The input start

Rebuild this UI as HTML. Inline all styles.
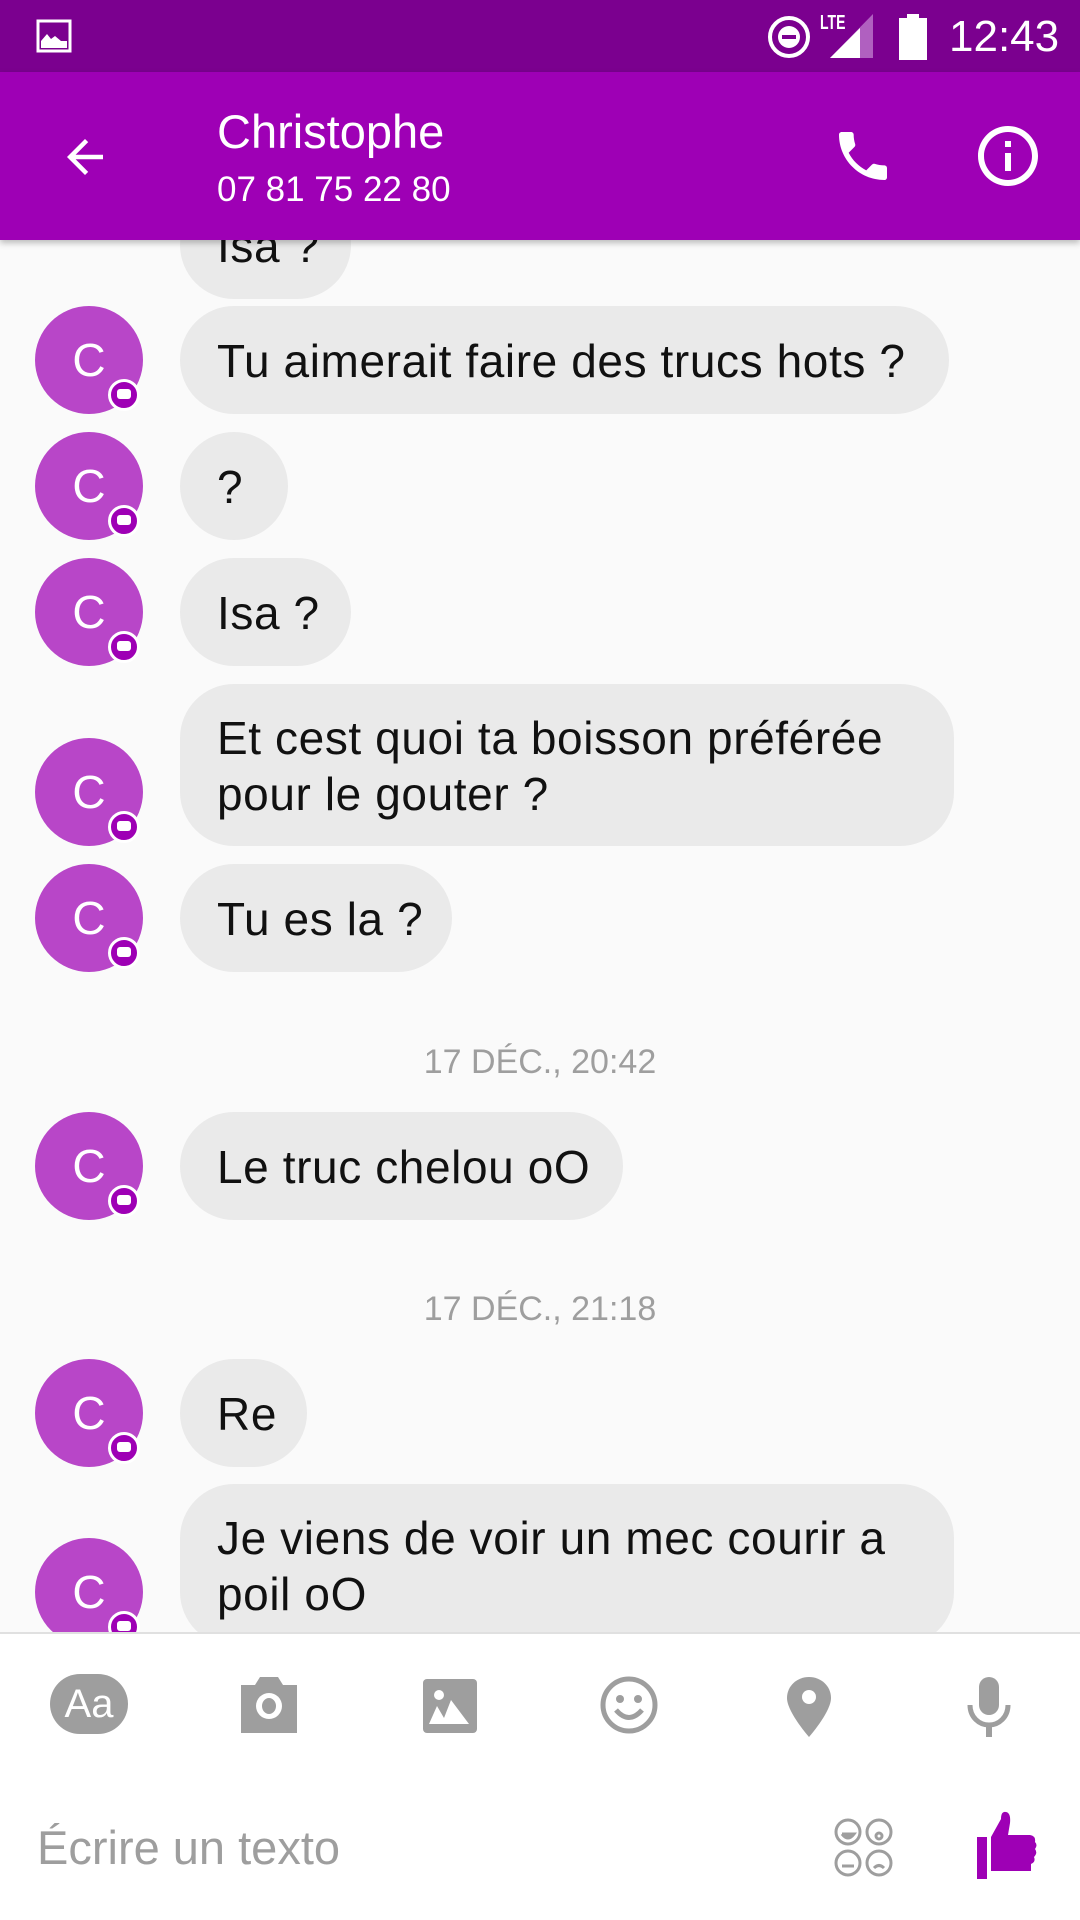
<!DOCTYPE html>
<html><head><meta charset="utf-8"><style>
*{margin:0;padding:0;box-sizing:border-box}
body{width:1080px;height:1920px;overflow:hidden;background:#fafafa;font-family:"Liberation Sans",sans-serif;position:relative}
.sb{position:absolute;left:0;top:0;width:1080px;height:72px;background:#7b008f}
.tb{position:absolute;left:0;top:72px;width:1080px;height:168px;background:#9e00b5;box-shadow:0 3px 6px rgba(0,0,0,.25);z-index:5}
.t1{position:absolute;left:217px;top:32px;color:#fff;font-size:47px}
.t2{position:absolute;left:217px;top:98px;color:#fff;font-size:35px}
.b{position:absolute;left:180px;background:#eaeaea;border-radius:54px;padding:27px 37px 0 37px;font-size:46px;letter-spacing:0.6px;line-height:56px;color:#111;height:108px;white-space:nowrap}
.av{position:absolute;left:35px;width:108px;height:108px;border-radius:50%;background:#b846c8;color:#fff;font-size:46px;text-align:center;line-height:108px}
.bd{position:absolute;left:73px;top:73px;width:32px;height:32px;border-radius:50%;background:#9e00b5;border:3px solid #fff}
.bd:after{content:"";position:absolute;left:6px;top:7px;width:14px;height:10px;background:#fff;border-radius:3px}
.ts{position:absolute;left:0;width:1080px;text-align:center;color:#9e9e9e;font-size:34px}
.bot{position:absolute;left:0;top:1632px;width:1080px;height:288px;background:#fff;border-top:2px solid #e0e0e0;z-index:4}
</style></head><body>
<div class="sb">
<svg style="position:absolute;left:36px;top:19px" width="36" height="34" viewBox="0 0 36 34"><rect x="2" y="2" width="32" height="30" fill="none" stroke="#fff" stroke-width="3"/><path d="M5 29 L5 22 L11 15 L15 20 L19 17 L25 22 L31 22 L31 29Z" fill="#fff"/></svg>
<svg style="position:absolute;left:766px;top:14px" width="46" height="46" viewBox="0 0 46 46"><circle cx="23" cy="23" r="19" fill="none" stroke="#fff" stroke-width="4"/><circle cx="23" cy="23" r="11" fill="#fff"/><rect x="16" y="21" width="14" height="4" fill="#7b008f"/></svg>
<div style="position:absolute;left:820px;top:12px;color:#fff;font-size:20px;font-weight:bold;transform:scaleX(.7);transform-origin:left">LTE</div>
<svg style="position:absolute;left:830px;top:14px" width="45" height="44" viewBox="0 0 45 44"><path d="M43 0 L43 44 L0 44Z" fill="#b060c0"/><path d="M30 14 L30 44 L0 44Z" fill="#fff"/></svg>
<svg style="position:absolute;left:898px;top:14px" width="30" height="46" viewBox="0 0 30 46"><rect x="9" y="0" width="12" height="5" fill="#fff"/><rect x="1" y="4" width="28" height="42" fill="#fff"/></svg>
<div style="position:absolute;left:949px;top:12px;color:#fff;font-size:44px">12:43</div>
</div>
<div class="tb">
<svg style="position:absolute;left:58px;top:58px" width="54" height="54" viewBox="0 0 24 24"><path d="M20 11H7.83l5.59-5.59L12 4l-8 8 8 8 1.41-1.41L7.83 13H20v-2z" fill="#fff"/></svg>
<div class="t1">Christophe</div>
<div class="t2">07 81 75 22 80</div>
<svg style="position:absolute;left:831px;top:52px" width="64" height="64" viewBox="0 0 24 24"><path d="M6.62 10.79c1.440 2.83 3.76 5.14 6.59 6.59l2.2-2.2c.27-.27.67-.36 1.02-.24 1.12.37 2.33.57 3.570.57.55 0 1 .45 1 1V20c0 .55-.45 1-1 1-9.39 0-17-7.61-17-17 0-.55.45-1 1-1h3.5c.55 0 1 .45 1 1 0 1.25.2 2.45.57 3.57.11.35.03.74-.25 1.020l-2.2 2.2z" fill="#fff"/></svg>
<svg style="position:absolute;left:972px;top:48px" width="72" height="72" viewBox="0 0 24 24"><path d="M11 7h2v2h-2zm0 4h2v6h-2zm1-9C6.48 2 2 6.48 2 12s4.48 10 10 10 10-4.48 10-10S17.52 2 12 2zm0 18c-4.41 0-8-3.59-8-8s3.59-8 8-8 8 3.59 8 8-3.59 8-8 8z" fill="#fff"/></svg>
</div>

<div class="b" style="top:191px;width:171px">Isa ?</div>

<div class="av" style="top:306px">C<div class="bd"></div></div>
<div class="b" style="top:306px;width:769px">Tu aimerait faire des trucs hots ?</div>

<div class="av" style="top:432px">C<div class="bd"></div></div>
<div class="b" style="top:432px;width:108px">?</div>

<div class="av" style="top:558px">C<div class="bd"></div></div>
<div class="b" style="top:558px;width:171px">Isa ?</div>

<div class="av" style="top:738px">C<div class="bd"></div></div>
<div class="b" style="top:684px;width:774px;height:162px;padding-top:26px">Et cest quoi ta boisson préférée<br>pour le gouter ?</div>

<div class="av" style="top:864px">C<div class="bd"></div></div>
<div class="b" style="top:864px;width:272px">Tu es la ?</div>

<div class="ts" style="top:1043px">17 DÉC., 20:42</div>

<div class="av" style="top:1112px">C<div class="bd"></div></div>
<div class="b" style="top:1112px;width:443px">Le truc chelou oO</div>

<div class="ts" style="top:1290px">17 DÉC., 21:18</div>

<div class="av" style="top:1359px">C<div class="bd"></div></div>
<div class="b" style="top:1359px;width:127px">Re</div>

<div class="av" style="top:1538px">C<div class="bd"></div></div>
<div class="b" style="top:1484px;width:774px;height:162px;padding-top:26px">Je viens de voir un mec courir a<br>poil oO</div>

<div class="bot">
<div style="position:absolute;left:50px;top:40px;width:78px;height:60px;border-radius:30px;background:#9e9e9e;color:#fff;font-size:40px;text-align:center;line-height:60px">Aa</div>
<svg style="position:absolute;left:239px;top:41px" width="60" height="60" viewBox="0 0 60 60"><path d="M2 10h14l5-8h18l5 8h14v48H2z" fill="#9e9e9e"/><ellipse cx="30" cy="31" rx="13" ry="13" fill="#fff"/><ellipse cx="30" cy="31" rx="7" ry="8" fill="#9e9e9e"/></svg>
<svg style="position:absolute;left:422px;top:44px" width="56" height="56" viewBox="0 0 56 56"><rect x="1" y="1" width="54" height="54" rx="4" fill="#9e9e9e"/><circle cx="17" cy="17" r="5" fill="#fff"/><path d="M7 46 L15 28 L22 40 L29 22 L47 46Z" fill="#fff"/></svg>
<svg style="position:absolute;left:599px;top:41px" width="60" height="60" viewBox="0 0 60 60"><circle cx="30" cy="30" r="26" fill="none" stroke="#9e9e9e" stroke-width="5"/><circle cx="21" cy="24" r="4" fill="#9e9e9e"/><circle cx="39" cy="24" r="4" fill="#9e9e9e"/><path d="M17 35 Q30 50 43 35" fill="none" stroke="#9e9e9e" stroke-width="5"/></svg>
<svg style="position:absolute;left:785px;top:41px" width="48" height="62" viewBox="0 0 48 62"><path d="M24 2C12 2 2 11 2 23c0 14 22 39 22 39s22-25 22-39C46 11 36 2 24 2z" fill="#9e9e9e"/><circle cx="24" cy="22" r="7" fill="#fff"/></svg>
<svg style="position:absolute;left:966px;top:41px" width="46" height="62" viewBox="0 0 46 62"><rect x="13" y="2" width="20" height="38" rx="10" fill="#9e9e9e"/><path d="M4 30c0 12 9 20 19 20s19-8 19-20" fill="none" stroke="#9e9e9e" stroke-width="5"/><rect x="20" y="48" width="6" height="14" fill="#9e9e9e"/></svg>
<div style="position:absolute;left:37px;top:186px;color:#9e9e9e;font-size:47px">Écrire un texto</div>
<svg style="position:absolute;left:833px;top:183px" width="62" height="62" viewBox="0 0 62 62" fill="none" stroke="#9e9e9e" stroke-width="3"><circle cx="15" cy="15" r="12"/><circle cx="46" cy="15" r="12"/><circle cx="15" cy="46" r="12"/><circle cx="46" cy="46" r="12"/><path d="M9 17h12q-6 8-12 0" fill="#9e9e9e"/><circle cx="46" cy="19" r="3"/><path d="M9 49h12"/><path d="M41 51q5-5 10 0"/></svg>
<svg style="position:absolute;left:976px;top:177px" width="62" height="68" viewBox="0 0 62 68"><rect x="1" y="26" width="10" height="42" fill="#9e00b5"/><path d="M15 26 L25 8 Q25 0 30 1 Q35 2 34 12 L32 24 L54 24 Q60 25 59 31 Q62 34 59 38 Q62 42 58 46 Q60 51 55 53 L55 60 L15 60Z" fill="#9e00b5"/></svg>
</div>
</body></html>
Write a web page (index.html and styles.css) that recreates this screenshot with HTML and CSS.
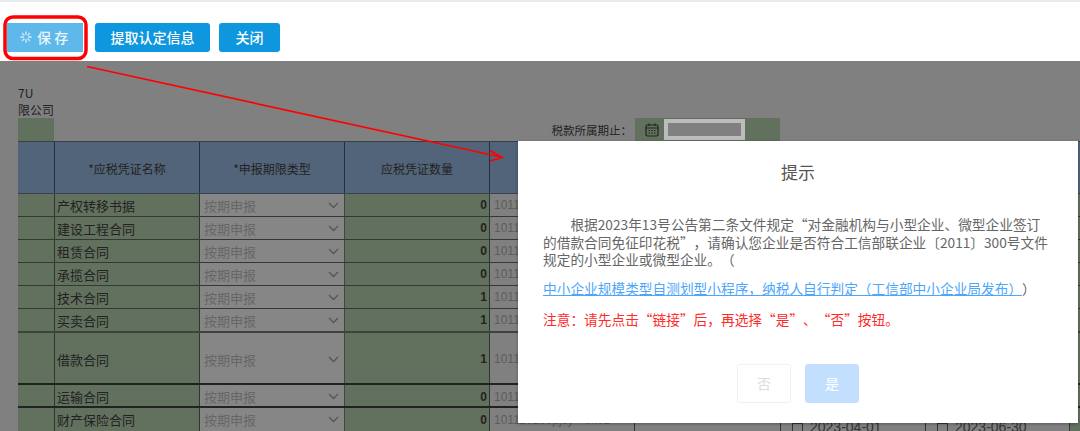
FILE: index.html
```html
<!DOCTYPE html>
<html lang="zh-CN">
<head>
  <meta charset="UTF-8" />
  <title>印花税申报</title>
  <link rel="stylesheet" href="styles.css">
</head>
<body>

<div class="toolbar">
  <button class="btn btn-saving">
    <svg class="spin" width="12" height="12" viewBox="0 0 14 14">
      <g stroke="#d9eefa" stroke-width="1.5" stroke-linecap="round">
        <path d="M7 1v3M7 10v3M1 7h3M10 7h3M2.8 2.8l2 2M9.2 9.2l2 2M2.8 11.2l2-2M9.2 4.8l2-2"/>
      </g>
    </svg>
    保 存
  </button>
  <button class="btn btn-wide">提取认定信息</button>
  <button class="btn btn-close">关闭</button>
</div>

<div class="content">
  <div class="form-head">
    <div class="company">
      <div class="company-text">7U<br>限公司</div>
      <div class="company-box"></div>
    </div>
    <div class="period">
      <span class="period-label">税款所属期止：</span>
      <div class="period-cell">
        <svg width="14" height="14" viewBox="0 0 14 14" fill="none" stroke="#222" stroke-width="1.2">
          <rect x="1" y="2" width="12" height="11" rx="1.5"/>
          <path d="M1 5h12M4 0.5v2.5M10 0.5v2.5"/>
          <path d="M3.5 7.5h7M3.5 10h7" stroke-dasharray="1.6 1.2"/>
        </svg>
        <div class="period-input"></div>
      </div>
    </div>
  </div>

  <div class="sheet">
    <div class="row row-head">
      <div class="cell"></div>
      <div class="cell">*应税凭证名称</div>
      <div class="cell">*申报期限类型</div>
      <div class="cell">应税凭证数量</div>
      <div class="cell"></div><div class="cell"></div><div class="cell"></div><div class="cell"></div><div></div>
    </div>

    <div class="row">
      <div class="cell"></div>
      <div class="cell name">产权转移书据</div>
      <div class="cell pick">按期申报<svg class="chev" width="11" height="7" viewBox="0 0 11 7"><path d="M1 1l4.5 4.5L10 1"/></svg></div>
      <div class="cell num">0</div>
      <div class="cell code">1011</div>
      <div class="cell code"></div><div class="cell code"></div><div class="cell code"></div><div></div>
    </div>
    <div class="row">
      <div class="cell"></div>
      <div class="cell name">建设工程合同</div>
      <div class="cell pick">按期申报<svg class="chev" width="11" height="7" viewBox="0 0 11 7"><path d="M1 1l4.5 4.5L10 1"/></svg></div>
      <div class="cell num">0</div>
      <div class="cell code">1011</div>
      <div class="cell code"></div><div class="cell code"></div><div class="cell code"></div><div></div>
    </div>
    <div class="row">
      <div class="cell"></div>
      <div class="cell name">租赁合同</div>
      <div class="cell pick">按期申报<svg class="chev" width="11" height="7" viewBox="0 0 11 7"><path d="M1 1l4.5 4.5L10 1"/></svg></div>
      <div class="cell num">0</div>
      <div class="cell code">1011</div>
      <div class="cell code"></div><div class="cell code"></div><div class="cell code"></div><div></div>
    </div>
    <div class="row">
      <div class="cell"></div>
      <div class="cell name">承揽合同</div>
      <div class="cell pick">按期申报<svg class="chev" width="11" height="7" viewBox="0 0 11 7"><path d="M1 1l4.5 4.5L10 1"/></svg></div>
      <div class="cell num">0</div>
      <div class="cell code">1011</div>
      <div class="cell code"></div><div class="cell code"></div><div class="cell code"></div><div></div>
    </div>
    <div class="row">
      <div class="cell"></div>
      <div class="cell name">技术合同</div>
      <div class="cell pick">按期申报<svg class="chev" width="11" height="7" viewBox="0 0 11 7"><path d="M1 1l4.5 4.5L10 1"/></svg></div>
      <div class="cell num">1</div>
      <div class="cell code">1011</div>
      <div class="cell code"></div><div class="cell code"></div><div class="cell code"></div><div></div>
    </div>
    <div class="row row-heavy">
      <div class="cell"></div>
      <div class="cell name">买卖合同</div>
      <div class="cell pick">按期申报<svg class="chev" width="11" height="7" viewBox="0 0 11 7"><path d="M1 1l4.5 4.5L10 1"/></svg></div>
      <div class="cell num">1</div>
      <div class="cell code">1011</div>
      <div class="cell code"></div><div class="cell code"></div><div class="cell code"></div><div></div>
    </div>
    <div class="row row-tall">
      <div class="cell"></div>
      <div class="cell name">借款合同</div>
      <div class="cell pick">按期申报<svg class="chev" width="11" height="7" viewBox="0 0 11 7"><path d="M1 1l4.5 4.5L10 1"/></svg></div>
      <div class="cell num">1</div>
      <div class="cell code">1011</div>
      <div class="cell code"></div><div class="cell code"></div><div class="cell code"></div><div></div>
    </div>
    <div class="row row-dark">
      <div class="cell"></div>
      <div class="cell name">运输合同</div>
      <div class="cell pick">按期申报<svg class="chev" width="11" height="7" viewBox="0 0 11 7"><path d="M1 1l4.5 4.5L10 1"/></svg></div>
      <div class="cell num">0</div>
      <div class="cell code">1011</div>
      <div class="cell code"></div><div class="cell code"></div><div class="cell code"></div><div></div>
    </div>
    <div class="row row-last">
      <div class="cell"></div>
      <div class="cell name">财产保险合同</div>
      <div class="cell pick">按期申报<svg class="chev" width="11" height="7" viewBox="0 0 11 7"><path d="M1 1l4.5 4.5L10 1"/></svg></div>
      <div class="cell num">0</div>
      <div class="cell code">101110100pjsy · 0k0z</div>
      <div class="cell code"></div>
      <div class="cell code date"><span class="date-box"></span>2023-04-01</div>
      <div class="cell code date"><span class="date-box"></span>2023-06-30</div>
      <div></div>
    </div>
  </div>
</div>

<div class="dialog">
  <div class="dialog-title">提示</div>
  <p class="dialog-text">根据2023年13号公告第二条文件规定“对金融机构与小型企业、微型企业签订<br>的借款合同免征印花税”，请确认您企业是否符合工信部联企业〔2011〕300号文件<br>规定的小型企业或微型企业。（</p>
  <p class="dialog-link"><a href="#">中小企业规模类型自测划型小程序，纳税人自行判定（工信部中小企业局发布）</a>）</p>
  <p class="dialog-note">注意：请先点击“链接”后，再选择“是”、“否”按钮。</p>
  <div class="dialog-actions">
    <button class="choice choice-no">否</button>
    <button class="choice choice-yes">是</button>
  </div>
</div>

<!-- red marks drawn over the screenshot -->
<svg class="marks" width="1080" height="431" viewBox="0 0 1080 431" fill="none" stroke="#f00">
  <rect x="5" y="17" width="81" height="41.5" rx="8" stroke-width="3.5"/>
  <path d="M87 66.5L501 157" stroke-width="1.7"/>
  <path d="M490 150.5L502 157.5L490 161" stroke-width="1.7"/>
</svg>

</body>
</html>
```

FILE: styles.css
```css
* {
  box-sizing: border-box;
}

html, body {
  margin: 0;
  height: 431px;
  overflow: hidden;
}

body {
  position: relative;
  background: #808080;
  font-family: "Noto Sans CJK SC", "Liberation Sans", sans-serif;
  font-size: 13px;
  color: #222;
  text-spacing-trim: space-all;
}

.toolbar {
  display: flex;
  height: 61px;
  padding: 21px 0 0 7px;
  background: #fff;
  border-top: 2px solid #ebebeb;
}

.btn {
  height: 29px;
  margin-right: 12px;
  padding: 0 0 2px;
  border: none;
  border-radius: 3px;
  background: #0e96de;
  color: #fff;
  font-family: inherit;
  font-size: 14px;
  font-weight: 500;
}

.btn-saving {
  display: flex;
  align-items: center;
  gap: 5px;
  width: 76px;
  padding-left: 13px;
  background: #5eb9ea;
  color: #e8f5fc;
  border-radius: 0;
}

.btn-wide {
  width: 115px;
  margin-right: 9px;
}

.btn-close {
  width: 61px;
}

.form-head {
  display: flex;
  justify-content: space-between;
  height: 80px;
  padding-left: 18px;
  padding-right: 300px;
}

.company {
  width: 36px;
  padding-top: 23px;
  font-size: 12px;
  line-height: 17px;
}

.company-text {
  height: 34px;
  white-space: nowrap;
}

.company-box {
  height: 23px;
  background: #62705e;
}

.period {
  display: flex;
  align-items: flex-end;
  gap: 3px;
}

.period-label {
  font-size: 11.5px;
  line-height: 22px;
  white-space: nowrap;
}

.period-cell {
  display: flex;
  align-items: center;
  gap: 5px;
  width: 145px;
  height: 23px;
  padding-left: 10px;
  background: #62705e;
}

.period-input {
  width: 81px;
  height: 21px;
  background: #808080;
  border: 4px solid #bcbcbc;
}

.sheet {
  padding-left: 18px;
}

.row {
  display: grid;
  grid-template-columns: 37px 145px 145px 145px 145px 146px 145px 144px 10px;
  height: 23px;
  background: #62705e;
  border-bottom: 1px solid #333a33;
}

.row-head {
  height: 53px;
  background: #526479;
  border-top: 1px solid #3a3f45;
  border-bottom-color: #39434f;
  font-size: 12px;
  text-align: center;
}

.row-head .cell {
  justify-content: center;
  padding-top: 2px;
  border-right-color: #28303a;
}

.row-heavy {
  height: 24px;
  border-bottom: 2px solid #3c443a;
}

.row-tall {
  height: 52px;
  border-bottom: 2px solid #222;
}

.row-dark {
  border-bottom: 2px solid #222;
}

.row-tall .cell,
.row-dark .cell {
  padding-top: 2px;
}

.row-last {
  grid-template-rows: 23px;
  border-bottom: none;
}

.cell {
  display: flex;
  align-items: center;
  min-width: 0;
  white-space: nowrap;
  border-right: 1px solid #2f3530;
}

.name {
  padding-left: 2px;
}

.pick {
  justify-content: space-between;
  padding-left: 4px;
  padding-right: 5px;
  background: #868686;
  color: #666;
  border-right-color: #444;
}

.chev {
  fill: none;
  stroke: #555;
  stroke-width: 1.3;
}

.num {
  justify-content: flex-end;
  padding-right: 2px;
  font-family: "Liberation Sans", sans-serif;
  font-weight: 700;
  font-size: 12px;
}

.code {
  padding-left: 4px;
  background: #808080;
  color: #5c5c5c;
  font-family: "Liberation Sans", sans-serif;
  font-size: 12px;
}

.date {
  align-items: flex-start;
  padding: 11px 0 0 11px;
  gap: 7px;
  color: #333;
  font-size: 14px;
}

.date-box {
  width: 11px;
  height: 10px;
  margin-top: 4px;
  flex: none;
  border: 1px solid #333;
}

.dialog {
  position: absolute;
  left: 518px;
  top: 141px;
  width: 560px;
  height: 282px;
  padding: 0 25px;
  background: #fff;
  color: #666;
  font-size: 13.7px;
  line-height: 17.5px;
  box-shadow: 0 1px 3px rgba(0, 0, 0, 0.3);
}

.dialog-title {
  padding-top: 20px;
  text-align: center;
  font-size: 17px;
  line-height: 22px;
  color: #555;
}

.dialog-text {
  margin: 33px 0 0;
  text-indent: 2em;
  white-space: nowrap;
}

.dialog-link {
  margin: 11px 0 0;
  white-space: nowrap;
}

.dialog-link a {
  color: #4ea6fb;
}

.dialog-note {
  margin: 14px 0 0;
  color: #ff2a2a;
  white-space: nowrap;
}

.dialog-actions {
  display: flex;
  justify-content: center;
  gap: 14px;
  margin-top: 35px;
}

.choice {
  width: 54px;
  height: 39px;
  border-radius: 3px;
  font-family: inherit;
  font-size: 14px;
}

.choice-no {
  background: #fff;
  border: 1px solid #eef0f3;
  color: #dcdcdc;
}

.choice-yes {
  background: #c2dffe;
  border: 1px solid #c2dffe;
  color: #fff;
}

.marks {
  position: absolute;
  left: 0;
  top: 0;
  pointer-events: none;
}
```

The input end

_Goal:_ Copy all lines from the entries that contain the word "screenshot".

_Answer below:_
Write a web page (index.html and styles.css) that recreates this screenshot with HTML and CSS.
<!-- red marks drawn over the screenshot -->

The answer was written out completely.